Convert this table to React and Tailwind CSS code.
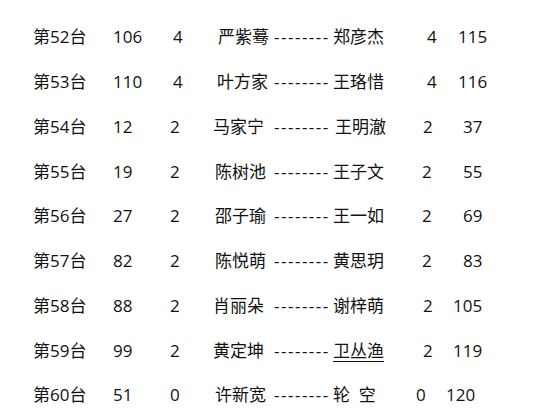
/**
 * chess pairing list, tables 52-60
 * plain word-doc style rows, fixed tab columns
 */

const rows = [
  { t: '第52台', a: '106', b: '4', p1: '严紫蓦', p2: '郑彦杰', c: '4', d: '115', bPad: 'pl-[3px]', p1Pad: 'pl-[5px]', cPad: 'pl-[11px]', dPad: 'pl-[12px]' },
  { t: '第53台', a: '110', b: '4', p1: '叶方家', p2: '王珞惜', c: '4', d: '116', bPad: 'pl-[3px]', p1Pad: 'pl-[4px]', cPad: 'pl-[11px]', dPad: 'pl-[12px]' },
  { t: '第54台', a: '12', b: '2', p1: '马家宁', p2: '王明澈', c: '2', d: '37', bPad: 'pl-0', p1Pad: 'pl-0', cPad: 'pl-[7px]', dPad: 'pl-[17px]', p2Pad: 'pl-[2px]' },
  { t: '第55台', a: '19', b: '2', p1: '陈树池', p2: '王子文', c: '2', d: '55', bPad: 'pl-0', p1Pad: 'pl-[2px]', cPad: 'pl-[6px]', dPad: 'pl-[17px]' },
  { t: '第56台', a: '27', b: '2', p1: '邵子瑜', p2: '王一如', c: '2', d: '69', bPad: 'pl-0', p1Pad: 'pl-[2px]', cPad: 'pl-[6px]', dPad: 'pl-[17px]' },
  { t: '第57台', a: '82', b: '2', p1: '陈悦萌', p2: '黄思玥', c: '2', d: '83', bPad: 'pl-0', p1Pad: 'pl-[2px]', cPad: 'pl-[6px]', dPad: 'pl-[17px]' },
  { t: '第58台', a: '88', b: '2', p1: '肖丽朵', p2: '谢梓萌', c: '2', d: '105', bPad: 'pl-0', p1Pad: 'pl-0', cPad: 'pl-[7px]', dPad: 'pl-[7px]' },
  { t: '第59台', a: '99', b: '2', p1: '黄定坤', p2: '卫丛渔', c: '2', d: '119', bPad: 'pl-0', p1Pad: 'pl-0', cPad: 'pl-[7px]', dPad: 'pl-[7px]', under: true },
  { t: '第60台', a: '51', b: '0', p1: '许新宽', p2: '轮  空', c: '0', d: '120', bPad: 'pl-0', p1Pad: 'pl-[2px]', cPad: 'pl-0', dPad: 'pl-0' },
];

export default function App() {
  return (
    <div
      className="w-[537px] h-[419px] overflow-hidden bg-white pt-[14.6px] text-[17px] text-[#111]"
      style={{ fontFamily: '"Open Sans", "Noto Sans CJK SC", sans-serif' }}
    >
      {rows.map((r) => (
        <div key={r.t} className="flex h-[44.75px] items-center whitespace-pre pl-[33px] leading-none">
          <span className="w-[80px] shrink-0">{r.t}</span>
          <span className="w-[57px] shrink-0">{r.a}</span>
          <span className={`w-[43px] shrink-0 ${r.bPad}`}>{r.b}</span>
          <span className={`w-[61px] shrink-0 ${r.p1Pad}`}>{r.p1}</span>
          <span className="w-[59px] shrink-0 tracking-[1.5px]">--------</span>
          <span className={`w-[83px] shrink-0 ${r.p2Pad || ''}`}>
            <span className={r.under ? 'underline underline-offset-[4px]' : ''}>{r.p2}</span>
          </span>
          <span className={`w-[30px] shrink-0 ${r.cPad}`}>{r.c}</span>
          <span className={r.dPad}>{r.d}</span>
        </div>
      ))}
    </div>
  );
}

§

Task brief:
Each line of the data is to be duplicated exactly; pictures stay out of the copy.

Written solution:
Convert this table to React and Tailwind CSS code.
/**
 * chess pairing list, tables 52-60
 * plain word-doc style rows, fixed tab columns
 */

const rows = [
  { t: '第52台', a: '106', b: '4', p1: '严紫蓦', p2: '郑彦杰', c: '4', d: '115', bPad: 'pl-[3px]', p1Pad: 'pl-[5px]', cPad: 'pl-[11px]', dPad: 'pl-[12px]' },
  { t: '第53台', a: '110', b: '4', p1: '叶方家', p2: '王珞惜', c: '4', d: '116', bPad: 'pl-[3px]', p1Pad: 'pl-[4px]', cPad: 'pl-[11px]', dPad: 'pl-[12px]' },
  { t: '第54台', a: '12', b: '2', p1: '马家宁', p2: '王明澈', c: '2', d: '37', bPad: 'pl-0', p1Pad: 'pl-0', cPad: 'pl-[7px]', dPad: 'pl-[17px]', p2Pad: 'pl-[2px]' },
  { t: '第55台', a: '19', b: '2', p1: '陈树池', p2: '王子文', c: '2', d: '55', bPad: 'pl-0', p1Pad: 'pl-[2px]', cPad: 'pl-[6px]', dPad: 'pl-[17px]' },
  { t: '第56台', a: '27', b: '2', p1: '邵子瑜', p2: '王一如', c: '2', d: '69', bPad: 'pl-0', p1Pad: 'pl-[2px]', cPad: 'pl-[6px]', dPad: 'pl-[17px]' },
  { t: '第57台', a: '82', b: '2', p1: '陈悦萌', p2: '黄思玥', c: '2', d: '83', bPad: 'pl-0', p1Pad: 'pl-[2px]', cPad: 'pl-[6px]', dPad: 'pl-[17px]' },
  { t: '第58台', a: '88', b: '2', p1: '肖丽朵', p2: '谢梓萌', c: '2', d: '105', bPad: 'pl-0', p1Pad: 'pl-0', cPad: 'pl-[7px]', dPad: 'pl-[7px]' },
  { t: '第59台', a: '99', b: '2', p1: '黄定坤', p2: '卫丛渔', c: '2', d: '119', bPad: 'pl-0', p1Pad: 'pl-0', cPad: 'pl-[7px]', dPad: 'pl-[7px]', under: true },
  { t: '第60台', a: '51', b: '0', p1: '许新宽', p2: '轮  空', c: '0', d: '120', bPad: 'pl-0', p1Pad: 'pl-[2px]', cPad: 'pl-0', dPad: 'pl-0' },
];

export default function App() {
  return (
    <div
      className="w-[537px] h-[419px] overflow-hidden bg-white pt-[14.6px] text-[17px] text-[#111]"
      style={{ fontFamily: '"Open Sans", "Noto Sans CJK SC", sans-serif' }}
    >
      {rows.map((r) => (
        <div key={r.t} className="flex h-[44.75px] items-center whitespace-pre pl-[33px] leading-none">
          <span className="w-[80px] shrink-0">{r.t}</span>
          <span className="w-[57px] shrink-0">{r.a}</span>
          <span className={`w-[43px] shrink-0 ${r.bPad}`}>{r.b}</span>
          <span className={`w-[61px] shrink-0 ${r.p1Pad}`}>{r.p1}</span>
          <span className="w-[59px] shrink-0 tracking-[1.5px]">--------</span>
          <span className={`w-[83px] shrink-0 ${r.p2Pad || ''}`}>
            <span className={r.under ? 'underline underline-offset-[4px]' : ''}>{r.p2}</span>
          </span>
          <span className={`w-[30px] shrink-0 ${r.cPad}`}>{r.c}</span>
          <span className={r.dPad}>{r.d}</span>
        </div>
      ))}
    </div>
  );
}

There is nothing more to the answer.